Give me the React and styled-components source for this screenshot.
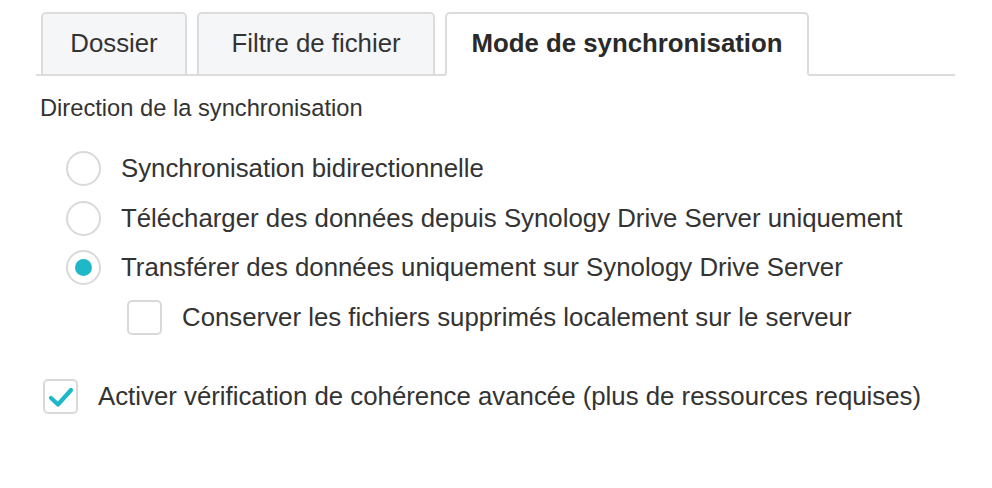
import styled, { createGlobalStyle } from "styled-components";

const GlobalStyle = createGlobalStyle`
  body {
    margin: 0;
    background: #ffffff;
    font-family: "Liberation Sans", Arial, sans-serif;
    color: #333333;
  }
`;

const Panel = styled.div`
  width: 919px;
  padding: 12px 0 0 36px;
`;

const TabBar = styled.div`
  display: flex;
  gap: 10px;
  padding-left: 5px;
  border-bottom: 2px solid #dcdcdc;
`;

const Tab = styled.div`
  box-sizing: border-box;
  width: ${(p) => p.$width}px;
  height: 64px;
  margin-bottom: -2px;
  display: flex;
  align-items: center;
  justify-content: center;
  font-size: 25.8px;
  font-weight: ${(p) => (p.$active ? 700 : 400)};
  color: ${(p) => (p.$active ? "#2a2a2a" : "#333333")};
  background: ${(p) => (p.$active ? "#ffffff" : "#f5f6f8")};
  border: 2px solid #dcdcdc;
  border-bottom: ${(p) => (p.$active ? "2px solid #ffffff" : "2px solid #dcdcdc")};
  border-radius: 5px 5px 0 0;
  padding-bottom: 2px;
`;

const SectionTitle = styled.div`
  margin-top: 17px;
  padding-left: 4px;
  font-size: 23.7px;
  line-height: 30px;
`;

const Options = styled.div`
  margin-top: 21px;
  display: flex;
  flex-direction: column;
`;

const Row = styled.label`
  display: flex;
  align-items: center;
  gap: 20px;
  height: 49.5px;
  padding-left: ${(p) => p.$indent}px;
  font-size: 25.8px;
`;

const Radio = styled.span`
  box-sizing: border-box;
  width: 35px;
  height: 35px;
  border-radius: 50%;
  border: 2px solid #d9d9d9;
  background: #fff;
  display: flex;
  align-items: center;
  justify-content: center;
  flex-shrink: 0;

  &::after {
    content: "";
    width: 17px;
    height: 17px;
    border-radius: 50%;
    background: #1fb8c8;
    display: ${(p) => (p.$checked ? "block" : "none")};
  }
`;

const Box = styled.span`
  box-sizing: border-box;
  width: 35px;
  height: 35px;
  border-radius: 5px;
  border: 2px solid #d9d9d9;
  background: #fff;
  display: flex;
  align-items: center;
  justify-content: center;
  flex-shrink: 0;
`;

const Advanced = styled.div`
  margin-top: 30px;
`;

function Check() {
  return (
    <svg width="26" height="22" viewBox="0 0 26 22">
      <path
        d="M3 12 L10 18.5 L23 4"
        fill="none"
        stroke="#1fb8c8"
        strokeWidth="4.2"
        strokeLinecap="round"
        strokeLinejoin="round"
      />
    </svg>
  );
}

export default function App() {
  return (
    <>
      <GlobalStyle />
      <Panel>
        <TabBar>
          <Tab $width={146}>Dossier</Tab>
          <Tab $width={238}>Filtre de fichier</Tab>
          <Tab $width={364} $active>
            Mode de synchronisation
          </Tab>
        </TabBar>
        <SectionTitle>Direction de la synchronisation</SectionTitle>
        <Options>
          <Row $indent={30}>
            <Radio />
            Synchronisation bidirectionnelle
          </Row>
          <Row $indent={30}>
            <Radio />
            Télécharger des données depuis Synology Drive Server uniquement
          </Row>
          <Row $indent={30}>
            <Radio $checked />
            Transférer des données uniquement sur Synology Drive Server
          </Row>
          <Row $indent={91}>
            <Box />
            Conserver les fichiers supprimés localement sur le serveur
          </Row>
        </Options>
        <Advanced>
          <Row $indent={7}>
            <Box>
              <Check />
            </Box>
            Activer vérification de cohérence avancée (plus de ressources requises)
          </Row>
        </Advanced>
      </Panel>
    </>
  );
}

- _Goal of the exercise_
Quote the material exactly. Pictures stay out.

- _Task solution_
Give me the React and styled-components source for this screenshot.
import styled, { createGlobalStyle } from "styled-components";

const GlobalStyle = createGlobalStyle`
  body {
    margin: 0;
    background: #ffffff;
    font-family: "Liberation Sans", Arial, sans-serif;
    color: #333333;
  }
`;

const Panel = styled.div`
  width: 919px;
  padding: 12px 0 0 36px;
`;

const TabBar = styled.div`
  display: flex;
  gap: 10px;
  padding-left: 5px;
  border-bottom: 2px solid #dcdcdc;
`;

const Tab = styled.div`
  box-sizing: border-box;
  width: ${(p) => p.$width}px;
  height: 64px;
  margin-bottom: -2px;
  display: flex;
  align-items: center;
  justify-content: center;
  font-size: 25.8px;
  font-weight: ${(p) => (p.$active ? 700 : 400)};
  color: ${(p) => (p.$active ? "#2a2a2a" : "#333333")};
  background: ${(p) => (p.$active ? "#ffffff" : "#f5f6f8")};
  border: 2px solid #dcdcdc;
  border-bottom: ${(p) => (p.$active ? "2px solid #ffffff" : "2px solid #dcdcdc")};
  border-radius: 5px 5px 0 0;
  padding-bottom: 2px;
`;

const SectionTitle = styled.div`
  margin-top: 17px;
  padding-left: 4px;
  font-size: 23.7px;
  line-height: 30px;
`;

const Options = styled.div`
  margin-top: 21px;
  display: flex;
  flex-direction: column;
`;

const Row = styled.label`
  display: flex;
  align-items: center;
  gap: 20px;
  height: 49.5px;
  padding-left: ${(p) => p.$indent}px;
  font-size: 25.8px;
`;

const Radio = styled.span`
  box-sizing: border-box;
  width: 35px;
  height: 35px;
  border-radius: 50%;
  border: 2px solid #d9d9d9;
  background: #fff;
  display: flex;
  align-items: center;
  justify-content: center;
  flex-shrink: 0;

  &::after {
    content: "";
    width: 17px;
    height: 17px;
    border-radius: 50%;
    background: #1fb8c8;
    display: ${(p) => (p.$checked ? "block" : "none")};
  }
`;

const Box = styled.span`
  box-sizing: border-box;
  width: 35px;
  height: 35px;
  border-radius: 5px;
  border: 2px solid #d9d9d9;
  background: #fff;
  display: flex;
  align-items: center;
  justify-content: center;
  flex-shrink: 0;
`;

const Advanced = styled.div`
  margin-top: 30px;
`;

function Check() {
  return (
    <svg width="26" height="22" viewBox="0 0 26 22">
      <path
        d="M3 12 L10 18.5 L23 4"
        fill="none"
        stroke="#1fb8c8"
        strokeWidth="4.2"
        strokeLinecap="round"
        strokeLinejoin="round"
      />
    </svg>
  );
}

export default function App() {
  return (
    <>
      <GlobalStyle />
      <Panel>
        <TabBar>
          <Tab $width={146}>Dossier</Tab>
          <Tab $width={238}>Filtre de fichier</Tab>
          <Tab $width={364} $active>
            Mode de synchronisation
          </Tab>
        </TabBar>
        <SectionTitle>Direction de la synchronisation</SectionTitle>
        <Options>
          <Row $indent={30}>
            <Radio />
            Synchronisation bidirectionnelle
          </Row>
          <Row $indent={30}>
            <Radio />
            Télécharger des données depuis Synology Drive Server uniquement
          </Row>
          <Row $indent={30}>
            <Radio $checked />
            Transférer des données uniquement sur Synology Drive Server
          </Row>
          <Row $indent={91}>
            <Box />
            Conserver les fichiers supprimés localement sur le serveur
          </Row>
        </Options>
        <Advanced>
          <Row $indent={7}>
            <Box>
              <Check />
            </Box>
            Activer vérification de cohérence avancée (plus de ressources requises)
          </Row>
        </Advanced>
      </Panel>
    </>
  );
}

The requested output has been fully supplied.